:: Brief ::
Pick out each line of the records in which the word "React" appears.

:: Material provided ::
=-=-=-=-=
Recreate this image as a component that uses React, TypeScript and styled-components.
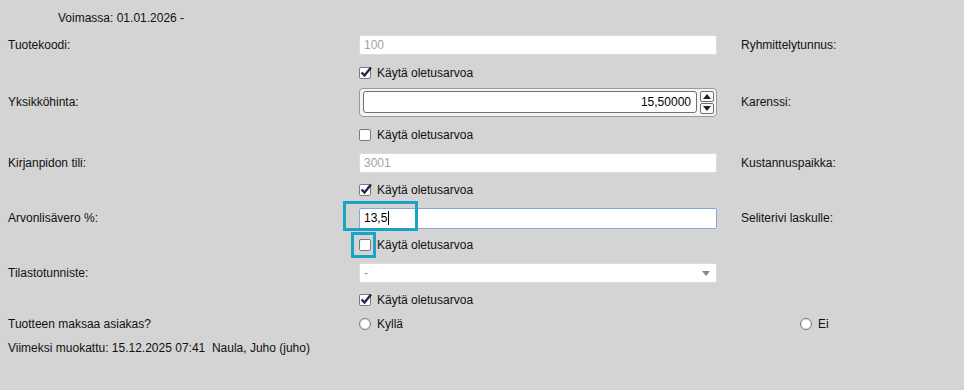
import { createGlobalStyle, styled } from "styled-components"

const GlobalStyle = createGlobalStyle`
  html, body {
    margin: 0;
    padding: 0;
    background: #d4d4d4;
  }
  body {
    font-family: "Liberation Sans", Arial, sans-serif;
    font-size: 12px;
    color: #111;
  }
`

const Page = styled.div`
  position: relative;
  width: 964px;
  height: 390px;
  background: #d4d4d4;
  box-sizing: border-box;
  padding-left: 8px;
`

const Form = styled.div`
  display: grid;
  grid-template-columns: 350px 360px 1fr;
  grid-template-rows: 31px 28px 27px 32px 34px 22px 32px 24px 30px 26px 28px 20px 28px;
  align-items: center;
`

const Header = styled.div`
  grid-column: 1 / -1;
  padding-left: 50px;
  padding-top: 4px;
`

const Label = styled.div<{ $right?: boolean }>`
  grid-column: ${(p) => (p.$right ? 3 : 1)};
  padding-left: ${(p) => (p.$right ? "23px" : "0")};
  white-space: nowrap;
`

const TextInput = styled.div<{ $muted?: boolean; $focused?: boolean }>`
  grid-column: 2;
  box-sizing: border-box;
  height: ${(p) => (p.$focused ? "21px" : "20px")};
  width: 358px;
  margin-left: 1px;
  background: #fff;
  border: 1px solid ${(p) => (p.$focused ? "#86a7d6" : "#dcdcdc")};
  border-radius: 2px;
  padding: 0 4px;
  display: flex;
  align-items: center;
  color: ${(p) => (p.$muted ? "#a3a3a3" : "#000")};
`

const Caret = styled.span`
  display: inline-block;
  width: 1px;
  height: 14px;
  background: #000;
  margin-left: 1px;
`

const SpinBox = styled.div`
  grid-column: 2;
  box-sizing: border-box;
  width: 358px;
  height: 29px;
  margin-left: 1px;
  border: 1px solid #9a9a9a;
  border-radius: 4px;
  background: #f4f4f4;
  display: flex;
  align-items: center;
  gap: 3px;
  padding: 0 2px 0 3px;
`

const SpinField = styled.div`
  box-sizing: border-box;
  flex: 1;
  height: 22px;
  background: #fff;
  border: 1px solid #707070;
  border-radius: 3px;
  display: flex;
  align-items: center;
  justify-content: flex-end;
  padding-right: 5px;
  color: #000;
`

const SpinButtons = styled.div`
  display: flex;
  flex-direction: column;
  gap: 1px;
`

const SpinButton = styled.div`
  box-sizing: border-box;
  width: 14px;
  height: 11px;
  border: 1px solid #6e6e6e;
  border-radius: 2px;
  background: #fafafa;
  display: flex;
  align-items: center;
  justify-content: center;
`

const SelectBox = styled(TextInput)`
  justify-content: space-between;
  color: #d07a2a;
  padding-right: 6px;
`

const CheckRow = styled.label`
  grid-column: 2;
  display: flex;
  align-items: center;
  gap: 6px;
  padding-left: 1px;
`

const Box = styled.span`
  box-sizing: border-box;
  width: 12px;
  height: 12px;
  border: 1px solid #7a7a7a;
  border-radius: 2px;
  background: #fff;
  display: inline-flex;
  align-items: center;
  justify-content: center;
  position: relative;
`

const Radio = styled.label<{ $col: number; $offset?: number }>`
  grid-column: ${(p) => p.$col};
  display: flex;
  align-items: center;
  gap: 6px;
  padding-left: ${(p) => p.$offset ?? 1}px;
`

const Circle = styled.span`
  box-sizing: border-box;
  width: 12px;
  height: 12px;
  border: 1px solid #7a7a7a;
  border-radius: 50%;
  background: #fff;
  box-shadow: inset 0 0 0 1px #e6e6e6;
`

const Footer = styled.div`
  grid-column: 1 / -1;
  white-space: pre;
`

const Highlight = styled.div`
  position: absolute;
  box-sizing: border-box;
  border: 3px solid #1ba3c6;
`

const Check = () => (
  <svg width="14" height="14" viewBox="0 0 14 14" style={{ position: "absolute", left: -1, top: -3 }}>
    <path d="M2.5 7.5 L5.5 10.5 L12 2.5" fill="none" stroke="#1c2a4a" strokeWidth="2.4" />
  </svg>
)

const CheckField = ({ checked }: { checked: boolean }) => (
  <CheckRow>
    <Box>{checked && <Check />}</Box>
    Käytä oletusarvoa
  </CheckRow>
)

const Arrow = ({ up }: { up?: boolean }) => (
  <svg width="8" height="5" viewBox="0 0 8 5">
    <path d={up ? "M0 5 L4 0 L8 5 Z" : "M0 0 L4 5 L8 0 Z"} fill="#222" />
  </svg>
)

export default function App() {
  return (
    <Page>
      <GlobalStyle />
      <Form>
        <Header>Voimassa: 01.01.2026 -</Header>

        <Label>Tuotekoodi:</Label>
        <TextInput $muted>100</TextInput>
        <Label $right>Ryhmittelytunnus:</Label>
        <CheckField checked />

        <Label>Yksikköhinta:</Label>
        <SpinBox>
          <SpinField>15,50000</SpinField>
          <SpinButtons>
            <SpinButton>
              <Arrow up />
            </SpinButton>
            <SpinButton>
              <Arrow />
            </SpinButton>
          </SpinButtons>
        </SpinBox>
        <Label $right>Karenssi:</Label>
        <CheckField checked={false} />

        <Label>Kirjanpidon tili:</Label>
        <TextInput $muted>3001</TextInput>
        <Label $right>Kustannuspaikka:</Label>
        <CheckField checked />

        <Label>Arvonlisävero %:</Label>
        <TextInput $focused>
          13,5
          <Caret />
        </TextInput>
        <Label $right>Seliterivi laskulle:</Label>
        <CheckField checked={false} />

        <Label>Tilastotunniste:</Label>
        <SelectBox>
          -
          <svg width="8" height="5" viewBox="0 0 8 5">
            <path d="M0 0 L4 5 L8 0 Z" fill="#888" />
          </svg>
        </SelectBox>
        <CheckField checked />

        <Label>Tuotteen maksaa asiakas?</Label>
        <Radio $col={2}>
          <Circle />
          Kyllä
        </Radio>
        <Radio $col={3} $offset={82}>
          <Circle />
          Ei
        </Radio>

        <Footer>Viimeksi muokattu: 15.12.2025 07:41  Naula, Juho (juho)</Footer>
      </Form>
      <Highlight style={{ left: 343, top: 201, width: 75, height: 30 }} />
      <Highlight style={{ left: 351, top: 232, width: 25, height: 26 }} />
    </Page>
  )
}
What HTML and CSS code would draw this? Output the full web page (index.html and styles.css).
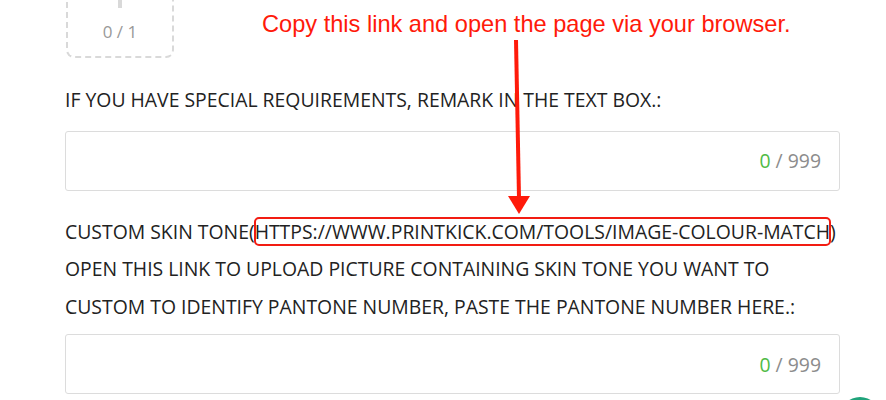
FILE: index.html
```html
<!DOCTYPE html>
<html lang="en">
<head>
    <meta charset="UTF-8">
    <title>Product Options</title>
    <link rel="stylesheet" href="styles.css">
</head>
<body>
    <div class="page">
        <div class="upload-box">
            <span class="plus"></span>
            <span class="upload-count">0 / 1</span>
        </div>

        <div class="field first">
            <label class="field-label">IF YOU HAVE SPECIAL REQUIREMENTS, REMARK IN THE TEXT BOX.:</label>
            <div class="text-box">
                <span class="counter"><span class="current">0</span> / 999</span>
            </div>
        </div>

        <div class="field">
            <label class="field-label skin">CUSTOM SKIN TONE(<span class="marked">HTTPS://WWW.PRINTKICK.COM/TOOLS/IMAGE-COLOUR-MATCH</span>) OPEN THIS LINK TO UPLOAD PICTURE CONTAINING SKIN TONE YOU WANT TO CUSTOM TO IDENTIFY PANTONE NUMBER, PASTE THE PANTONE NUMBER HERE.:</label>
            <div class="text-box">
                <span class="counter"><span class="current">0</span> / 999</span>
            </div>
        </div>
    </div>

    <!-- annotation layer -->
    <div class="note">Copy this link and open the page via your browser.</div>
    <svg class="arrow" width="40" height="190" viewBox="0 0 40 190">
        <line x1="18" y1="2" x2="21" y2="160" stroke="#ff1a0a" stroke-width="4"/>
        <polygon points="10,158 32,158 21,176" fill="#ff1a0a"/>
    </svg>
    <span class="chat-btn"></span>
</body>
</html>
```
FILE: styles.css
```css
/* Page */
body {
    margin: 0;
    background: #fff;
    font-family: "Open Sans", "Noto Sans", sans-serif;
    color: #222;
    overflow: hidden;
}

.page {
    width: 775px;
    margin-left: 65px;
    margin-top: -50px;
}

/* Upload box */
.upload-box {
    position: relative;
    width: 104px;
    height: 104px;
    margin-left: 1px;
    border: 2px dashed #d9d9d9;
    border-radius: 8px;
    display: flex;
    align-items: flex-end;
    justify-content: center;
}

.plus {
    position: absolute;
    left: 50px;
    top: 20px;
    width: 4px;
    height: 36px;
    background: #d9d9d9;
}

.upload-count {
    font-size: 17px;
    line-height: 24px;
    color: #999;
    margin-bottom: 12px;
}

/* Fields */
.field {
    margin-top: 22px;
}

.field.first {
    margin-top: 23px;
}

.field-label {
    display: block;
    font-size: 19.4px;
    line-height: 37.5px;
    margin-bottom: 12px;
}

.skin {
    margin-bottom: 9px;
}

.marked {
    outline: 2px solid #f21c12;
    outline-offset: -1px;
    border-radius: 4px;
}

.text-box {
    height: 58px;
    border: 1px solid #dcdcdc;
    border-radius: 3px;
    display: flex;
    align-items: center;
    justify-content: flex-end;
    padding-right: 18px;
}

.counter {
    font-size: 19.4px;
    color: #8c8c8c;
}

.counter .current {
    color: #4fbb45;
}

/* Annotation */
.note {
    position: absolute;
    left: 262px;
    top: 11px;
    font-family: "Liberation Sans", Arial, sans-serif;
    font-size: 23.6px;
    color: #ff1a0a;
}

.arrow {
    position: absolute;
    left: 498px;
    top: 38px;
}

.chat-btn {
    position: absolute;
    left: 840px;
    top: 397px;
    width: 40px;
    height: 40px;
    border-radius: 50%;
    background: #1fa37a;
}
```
=-=-=-=-=
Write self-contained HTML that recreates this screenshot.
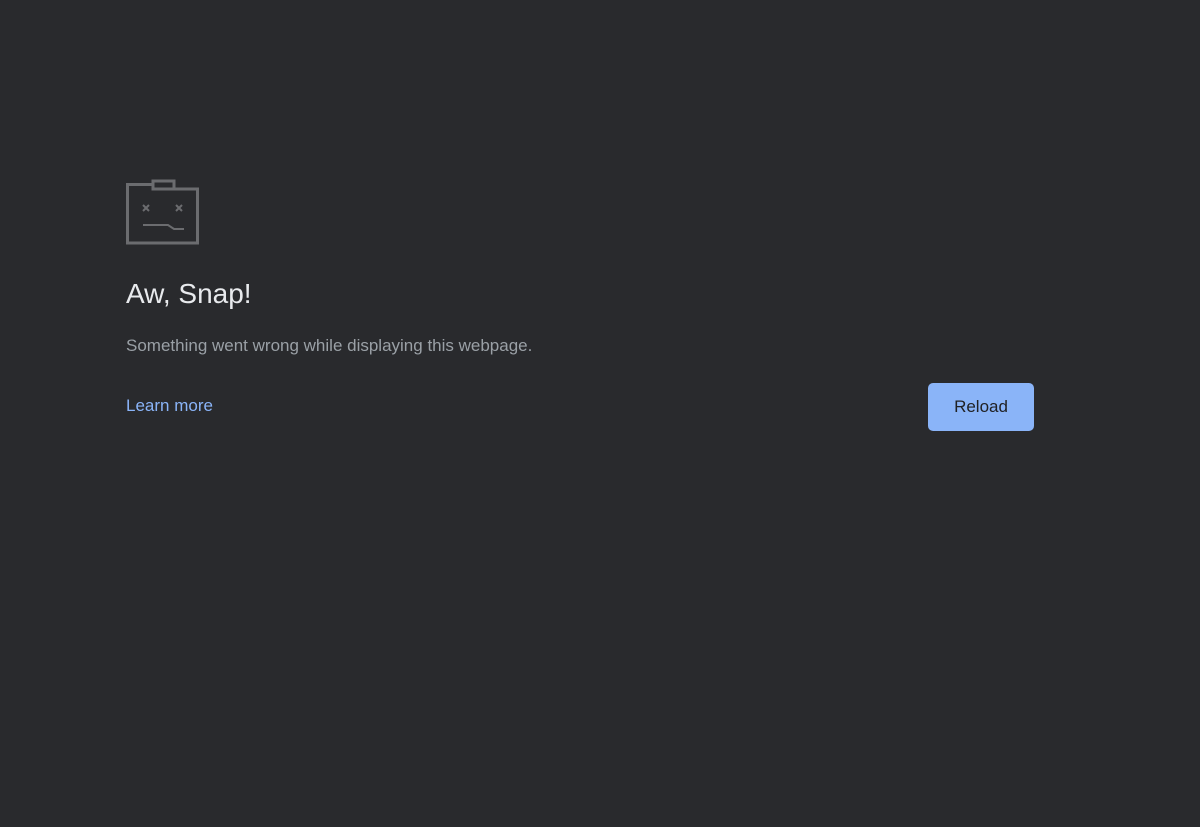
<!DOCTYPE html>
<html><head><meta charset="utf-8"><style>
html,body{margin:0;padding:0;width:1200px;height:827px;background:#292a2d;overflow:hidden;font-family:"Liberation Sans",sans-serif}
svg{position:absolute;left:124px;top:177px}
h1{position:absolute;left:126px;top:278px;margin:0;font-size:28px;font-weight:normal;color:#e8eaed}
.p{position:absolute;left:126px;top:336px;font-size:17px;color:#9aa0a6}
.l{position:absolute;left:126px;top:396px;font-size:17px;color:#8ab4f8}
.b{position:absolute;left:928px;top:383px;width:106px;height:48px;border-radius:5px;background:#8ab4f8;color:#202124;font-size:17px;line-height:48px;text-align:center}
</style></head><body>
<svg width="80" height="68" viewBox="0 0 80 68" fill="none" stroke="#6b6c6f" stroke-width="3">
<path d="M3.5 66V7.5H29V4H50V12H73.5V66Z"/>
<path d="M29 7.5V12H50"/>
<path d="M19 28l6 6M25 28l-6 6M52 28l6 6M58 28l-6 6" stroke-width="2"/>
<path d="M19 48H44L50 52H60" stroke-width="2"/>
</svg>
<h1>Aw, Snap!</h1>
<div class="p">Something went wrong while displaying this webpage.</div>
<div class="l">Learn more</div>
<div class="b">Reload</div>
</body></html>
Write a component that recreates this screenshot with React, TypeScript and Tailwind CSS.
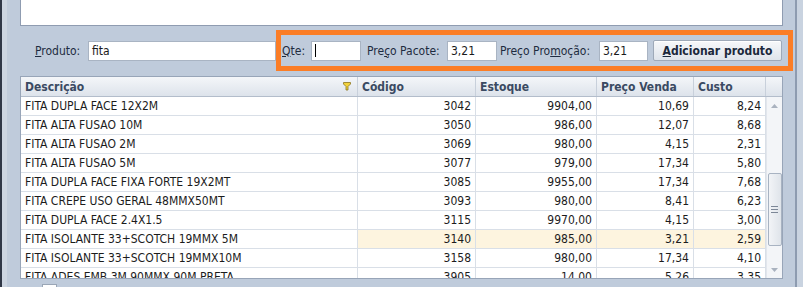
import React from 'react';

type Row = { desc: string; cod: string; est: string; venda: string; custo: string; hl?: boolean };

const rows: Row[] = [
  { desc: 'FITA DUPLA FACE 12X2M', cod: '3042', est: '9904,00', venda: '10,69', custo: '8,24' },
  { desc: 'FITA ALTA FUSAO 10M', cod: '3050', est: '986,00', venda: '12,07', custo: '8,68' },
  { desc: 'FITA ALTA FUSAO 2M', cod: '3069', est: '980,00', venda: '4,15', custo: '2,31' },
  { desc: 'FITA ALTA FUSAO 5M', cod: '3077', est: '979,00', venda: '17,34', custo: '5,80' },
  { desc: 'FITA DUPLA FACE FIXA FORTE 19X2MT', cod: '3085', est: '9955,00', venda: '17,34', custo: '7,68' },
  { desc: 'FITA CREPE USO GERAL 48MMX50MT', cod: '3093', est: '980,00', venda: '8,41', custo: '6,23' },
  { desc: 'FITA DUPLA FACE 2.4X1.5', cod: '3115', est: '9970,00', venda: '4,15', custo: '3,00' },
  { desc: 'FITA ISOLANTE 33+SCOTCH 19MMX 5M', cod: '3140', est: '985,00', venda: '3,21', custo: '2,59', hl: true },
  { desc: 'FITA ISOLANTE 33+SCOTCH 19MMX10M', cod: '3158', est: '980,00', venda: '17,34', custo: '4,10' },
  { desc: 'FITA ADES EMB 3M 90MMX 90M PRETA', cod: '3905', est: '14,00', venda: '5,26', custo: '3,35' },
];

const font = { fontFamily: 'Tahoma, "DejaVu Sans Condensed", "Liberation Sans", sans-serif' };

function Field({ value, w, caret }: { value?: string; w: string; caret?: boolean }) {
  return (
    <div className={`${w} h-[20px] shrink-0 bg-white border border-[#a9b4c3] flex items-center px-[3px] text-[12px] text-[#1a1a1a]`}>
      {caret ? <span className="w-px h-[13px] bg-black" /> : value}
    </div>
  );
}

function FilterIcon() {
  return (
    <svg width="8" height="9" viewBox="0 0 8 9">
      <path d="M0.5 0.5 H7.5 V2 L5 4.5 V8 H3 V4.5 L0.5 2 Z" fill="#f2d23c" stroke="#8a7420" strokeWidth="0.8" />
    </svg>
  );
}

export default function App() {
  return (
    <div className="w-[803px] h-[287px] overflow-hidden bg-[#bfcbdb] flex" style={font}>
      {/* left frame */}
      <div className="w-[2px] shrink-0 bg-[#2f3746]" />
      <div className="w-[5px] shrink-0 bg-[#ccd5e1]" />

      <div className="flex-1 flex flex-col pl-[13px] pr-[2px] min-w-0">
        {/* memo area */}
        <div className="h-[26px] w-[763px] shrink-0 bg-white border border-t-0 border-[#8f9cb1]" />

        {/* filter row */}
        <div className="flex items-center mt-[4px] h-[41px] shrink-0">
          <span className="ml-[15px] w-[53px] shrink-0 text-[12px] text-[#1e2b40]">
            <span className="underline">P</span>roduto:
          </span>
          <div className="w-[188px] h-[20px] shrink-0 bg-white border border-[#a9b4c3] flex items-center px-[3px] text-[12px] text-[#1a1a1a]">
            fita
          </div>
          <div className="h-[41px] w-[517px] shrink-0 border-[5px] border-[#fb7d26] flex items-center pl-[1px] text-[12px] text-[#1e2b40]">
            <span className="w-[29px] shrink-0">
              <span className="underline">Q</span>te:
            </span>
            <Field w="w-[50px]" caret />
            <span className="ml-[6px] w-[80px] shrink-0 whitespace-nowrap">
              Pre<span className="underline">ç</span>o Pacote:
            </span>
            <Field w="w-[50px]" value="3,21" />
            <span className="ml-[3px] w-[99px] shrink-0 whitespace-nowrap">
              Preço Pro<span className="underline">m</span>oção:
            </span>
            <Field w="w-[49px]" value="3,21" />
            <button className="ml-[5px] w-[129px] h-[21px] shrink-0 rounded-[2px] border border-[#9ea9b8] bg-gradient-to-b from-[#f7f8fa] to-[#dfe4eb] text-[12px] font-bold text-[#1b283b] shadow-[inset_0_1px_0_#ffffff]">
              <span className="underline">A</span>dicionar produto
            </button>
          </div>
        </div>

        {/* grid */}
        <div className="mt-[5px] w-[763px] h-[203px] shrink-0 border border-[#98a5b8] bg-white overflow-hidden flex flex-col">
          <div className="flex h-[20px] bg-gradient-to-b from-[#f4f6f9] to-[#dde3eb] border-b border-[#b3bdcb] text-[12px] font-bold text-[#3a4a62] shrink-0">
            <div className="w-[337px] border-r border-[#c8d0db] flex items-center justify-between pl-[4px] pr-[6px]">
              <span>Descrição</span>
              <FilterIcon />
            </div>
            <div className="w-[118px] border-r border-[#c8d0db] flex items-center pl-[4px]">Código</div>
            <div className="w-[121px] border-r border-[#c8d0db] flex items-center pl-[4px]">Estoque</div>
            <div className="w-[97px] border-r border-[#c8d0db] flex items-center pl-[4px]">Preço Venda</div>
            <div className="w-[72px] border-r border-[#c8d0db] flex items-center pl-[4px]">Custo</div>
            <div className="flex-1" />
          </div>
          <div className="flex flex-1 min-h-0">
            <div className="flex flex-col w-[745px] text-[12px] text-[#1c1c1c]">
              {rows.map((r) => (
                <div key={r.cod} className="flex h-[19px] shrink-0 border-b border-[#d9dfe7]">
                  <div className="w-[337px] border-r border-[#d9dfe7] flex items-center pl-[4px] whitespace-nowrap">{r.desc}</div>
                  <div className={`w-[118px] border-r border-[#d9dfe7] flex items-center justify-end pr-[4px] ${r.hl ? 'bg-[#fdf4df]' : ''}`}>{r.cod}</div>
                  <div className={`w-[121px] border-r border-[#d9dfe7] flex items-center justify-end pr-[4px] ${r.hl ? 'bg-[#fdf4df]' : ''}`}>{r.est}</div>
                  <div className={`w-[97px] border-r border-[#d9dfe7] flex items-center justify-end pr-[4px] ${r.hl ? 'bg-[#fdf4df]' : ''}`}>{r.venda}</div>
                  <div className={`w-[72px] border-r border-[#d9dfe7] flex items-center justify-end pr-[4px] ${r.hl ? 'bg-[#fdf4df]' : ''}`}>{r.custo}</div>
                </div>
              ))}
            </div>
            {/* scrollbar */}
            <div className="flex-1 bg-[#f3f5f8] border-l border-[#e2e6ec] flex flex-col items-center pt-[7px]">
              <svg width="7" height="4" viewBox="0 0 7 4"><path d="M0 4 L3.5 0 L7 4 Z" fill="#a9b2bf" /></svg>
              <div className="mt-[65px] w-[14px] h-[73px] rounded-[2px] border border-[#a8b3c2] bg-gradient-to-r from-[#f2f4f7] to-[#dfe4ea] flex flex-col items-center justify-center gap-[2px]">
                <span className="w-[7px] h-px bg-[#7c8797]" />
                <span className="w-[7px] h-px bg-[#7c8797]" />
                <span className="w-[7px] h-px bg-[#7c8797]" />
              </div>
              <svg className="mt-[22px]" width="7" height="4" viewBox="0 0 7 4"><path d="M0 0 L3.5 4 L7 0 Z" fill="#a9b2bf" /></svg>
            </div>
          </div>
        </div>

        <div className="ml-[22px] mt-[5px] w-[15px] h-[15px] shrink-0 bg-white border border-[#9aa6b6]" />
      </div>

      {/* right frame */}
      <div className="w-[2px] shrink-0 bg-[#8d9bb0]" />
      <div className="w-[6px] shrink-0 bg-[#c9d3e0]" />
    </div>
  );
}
=-=-=-=-=
:: Complete output ::
Recreate this image as a component that uses React, TypeScript and styled-components.
Write a component that recreates this screenshot with React, TypeScript and Tailwind CSS.
import React from 'react';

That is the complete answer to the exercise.